I’ve only gone out on Black Friday — the massive shopping “holiday” that takes place on the day after Thanksgiving — once. It was shortly after I got married. My wife and I went to the local Kohl’s, found some items we liked with reduced prices. We never purchased those items, because we decided we had better things to do with our Friday than wait in a line that wrapped all the way around the store’s interior. We put the items back and left.
However, there are plenty of people who are perfectly willing to get up before the crack of dawn, trek from store to store, wait in longer-than-long lines, and spend lots of money. (Nearly 230 million consumers spent a record $52.4 billion during 2011’s Black Friday weekend.) But why do we do it? Why do we get up so early? Why do we go from store to store in order to take advantage of deals that, as it turns out, may not be deals after all? Why do we put ourselves at risk of potential Black Friday violence and stampedes?
Enter science. The Atlantic Wire‘s Rebecca Greenfield points out three scientific explanations for our Black Friday behavior:
- When some people receive coupons, they experience increased levels of oxytocin, a hormone associated with feelings of love and trust. This creates the feeling of entering into a relationship with the coupon providers, something that we, as social creatures, value.
- Waiting in those nigh-endless lines might be torturous for people like me, but for others, it reinforces feelings of tradition and ritual.
- The possibility of having to run through stores on Black Friday and snatch up your desired items, which grow all the more scarce as the day unfolds, before anyone else can get them, creates a feeling of excitement in some.
The people who choose to partake in Black Friday, will likely associate many of its aspects with positive feelings. In fact, the day doesn’t evoke angry or related emotions for many of its participants, found an study from Eastern Illinois University. The researchers observed consumer behaviors and emotions on that day and, as you can see below, calmness, happiness, and courteousness ranked higher than anger and anxiety.

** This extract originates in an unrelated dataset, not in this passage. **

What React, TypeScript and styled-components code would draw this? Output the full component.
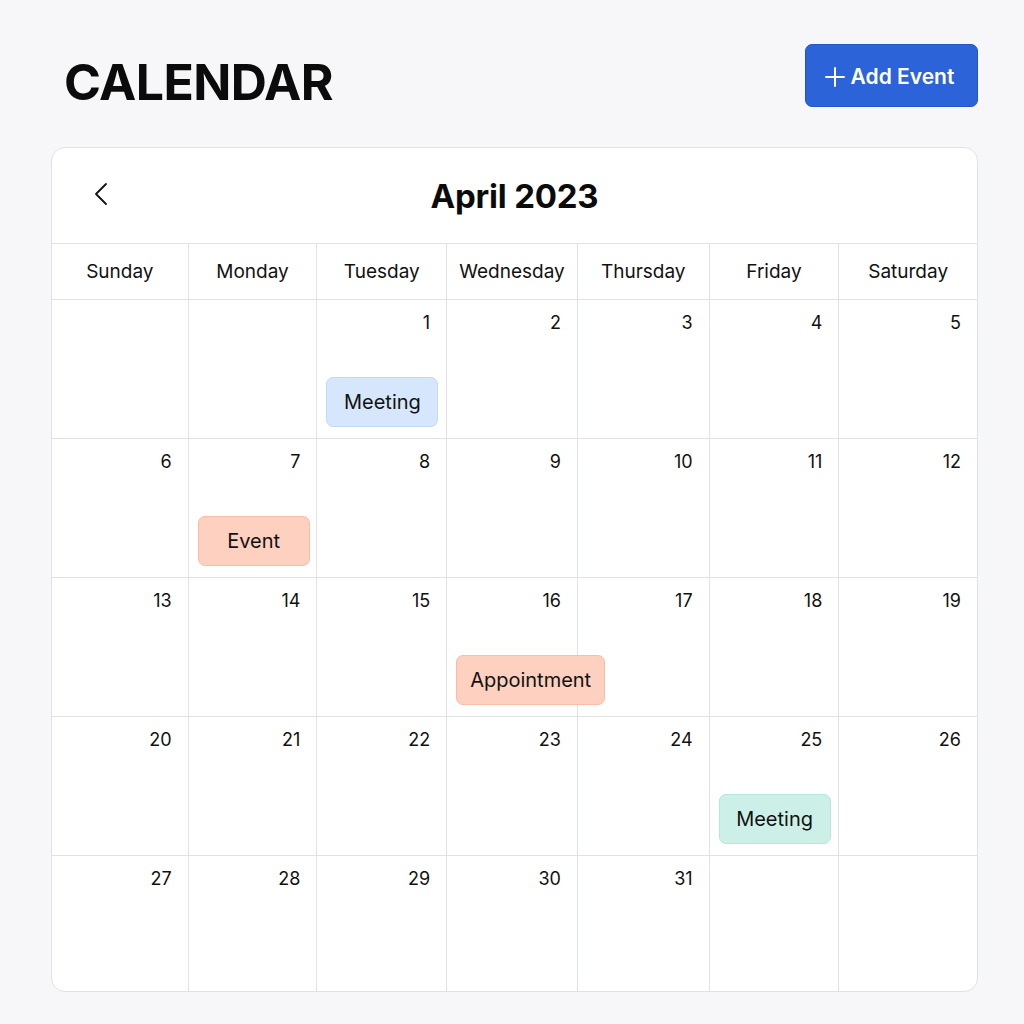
import React from "react";
import styled, { createGlobalStyle } from "styled-components";

const GlobalStyle = createGlobalStyle`
  html, body { margin: 0; padding: 0; background: #f7f7f9; }
  body { font-family: Inter, "Noto Sans", "Liberation Sans", sans-serif; color: #111; }
  * { box-sizing: border-box; }
`;

const Page = styled.div`
  width: 1024px;
  min-height: 1024px;
  padding: 44px 46px 32px 51px;
`;

const TopBar = styled.div`
  display: flex;
  align-items: center;
  justify-content: space-between;
  height: 63px;
  margin-bottom: 40px;
`;

const Title = styled.h1`
  margin: 0 0 0 13px;
  font-size: 50px;
  font-weight: 700;
  letter-spacing: -0.6px;
  color: #0b0b0c;
  line-height: 1;
  padding-top: 12px;
`;

const AddButton = styled.button`
  display: flex;
  align-items: center;
  gap: 6px;
  height: 63px;
  width: 173px;
  justify-content: center;
  border: 1px solid #2356c4;
  border-radius: 7px;
  background: #2d63d8;
  color: #fff;
  font-family: inherit;
  font-size: 21px;
  font-weight: 600;
  padding: 2px 18px 0 14px;
`;

const Card = styled.div`
  background: #fff;
  border: 1px solid #e1e2e7;
  border-radius: 14px;
  overflow: hidden;
`;

const CardHeader = styled.div`
  display: grid;
  grid-template-columns: 1fr auto 1fr;
  align-items: center;
  height: 96px;
  padding: 0 42px;
  border-bottom: 1px solid #e1e2e7;
`;

const NavButton = styled.button`
  justify-self: start;
  background: none;
  border: none;
  padding: 0;
  display: flex;
  color: #111;
  margin-top: -4px;
`;

const MonthTitle = styled.h2`
  margin: 0;
  font-size: 33px;
  font-weight: 700;
  color: #0b0b0c;
  letter-spacing: -0.2px;
`;

const Grid = styled.div`
  display: grid;
  grid-template-columns:
    minmax(0, 137fr) minmax(0, 129fr) minmax(0, 130fr) minmax(0, 131fr)
    minmax(0, 132fr) minmax(0, 130fr) minmax(0, 138fr);
  grid-template-rows: 56px repeat(4, 139px) 135px;
`;

const WeekdayCell = styled.div<{ $last: boolean }>`
  display: flex;
  align-items: center;
  justify-content: center;
  font-size: 19px;
  color: #111;
  border-bottom: 1px solid #e1e2e7;
  border-right: ${(p) => (p.$last ? "none" : "1px solid #e1e2e7")};
`;

const DayCell = styled.div<{ $lastCol: boolean; $lastRow: boolean }>`
  position: relative;
  display: flex;
  flex-direction: column;
  align-items: flex-start;
  padding: 12px 16px 0 9px;
  border-right: ${(p) => (p.$lastCol ? "none" : "1px solid #e1e2e7")};
  border-bottom: ${(p) => (p.$lastRow ? "none" : "1px solid #e1e2e7")};
`;

const DayNumber = styled.span`
  align-self: flex-end;
  font-size: 18px;
  line-height: 22px;
  color: #111;
  height: 22px;
`;

const Chip = styled.div<{ $bg: string; $border: string }>`
  margin-top: 43px;
  height: 50px;
  min-width: 112px;
  padding: 0 13px;
  display: flex;
  align-items: center;
  justify-content: center;
  white-space: nowrap;
  font-size: 20px;
  color: #111;
  background: ${(p) => p.$bg};
  border: 1px solid ${(p) => p.$border};
  border-radius: 7px;
  position: relative;
  z-index: 1;
`;

const weekdays = ["Sunday", "Monday", "Tuesday", "Wednesday", "Thursday", "Friday", "Saturday"];

const chipColors = {
  blue: { bg: "#d6e6fc", border: "#c3daf7" },
  salmon: { bg: "#fdd0bf", border: "#f9bca7" },
  mint: { bg: "#ccf0e7", border: "#b5e7da" },
};

const events: Record<number, { label: string; color: keyof typeof chipColors }> = {
  1: { label: "Meeting", color: "blue" },
  7: { label: "Event", color: "salmon" },
  16: { label: "Appointment", color: "salmon" },
  25: { label: "Meeting", color: "mint" },
};

const ChevronLeft = () => (
  <svg width="16" height="24" viewBox="0 0 16 24" fill="none">
    <path d="M12 2 L2 12 L12 22" stroke="#111" strokeWidth="1.8" strokeLinecap="round" strokeLinejoin="round" />
  </svg>
);

const PlusIcon = () => (
  <svg width="20" height="20" viewBox="0 0 20 20" fill="none">
    <path d="M10 1 V19 M1 10 H19" stroke="#fff" strokeWidth="2" strokeLinecap="round" />
  </svg>
);

export default function App() {
  const cells: (number | null)[] = [];
  for (let i = 0; i < 2; i++) cells.push(null);
  for (let d = 1; d <= 31; d++) cells.push(d);
  while (cells.length < 35) cells.push(null);

  return (
    <>
      <GlobalStyle />
      <Page>
        <TopBar>
          <Title>CALENDAR</Title>
          <AddButton>
            <PlusIcon />
            Add Event
          </AddButton>
        </TopBar>
        <Card>
          <CardHeader>
            <NavButton aria-label="Previous month">
              <ChevronLeft />
            </NavButton>
            <MonthTitle>April 2023</MonthTitle>
            <span />
          </CardHeader>
          <Grid>
            {weekdays.map((w, i) => (
              <WeekdayCell key={w} $last={i === 6}>
                {w}
              </WeekdayCell>
            ))}
            {cells.map((d, i) => {
              const ev = d ? events[d] : undefined;
              return (
                <DayCell key={i} $lastCol={i % 7 === 6} $lastRow={i >= 28}>
                  <DayNumber>{d ?? ""}</DayNumber>
                  {ev && (
                    <Chip $bg={chipColors[ev.color].bg} $border={chipColors[ev.color].border}>
                      {ev.label}
                    </Chip>
                  )}
                </DayCell>
              );
            })}
          </Grid>
        </Card>
      </Page>
    </>
  );
}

There’s no doubt that stores know about the effects that Greenfield lists in her article; it’s no secret that stores use numerous tricks and tactics to manipulate consumers into spending more money. Knowing about these tactics, and the various biological and psychological responses that we can’t consciously control but that can be so easily triggered by external forces, may be the first step to wresting some control from an otherwise out of control day.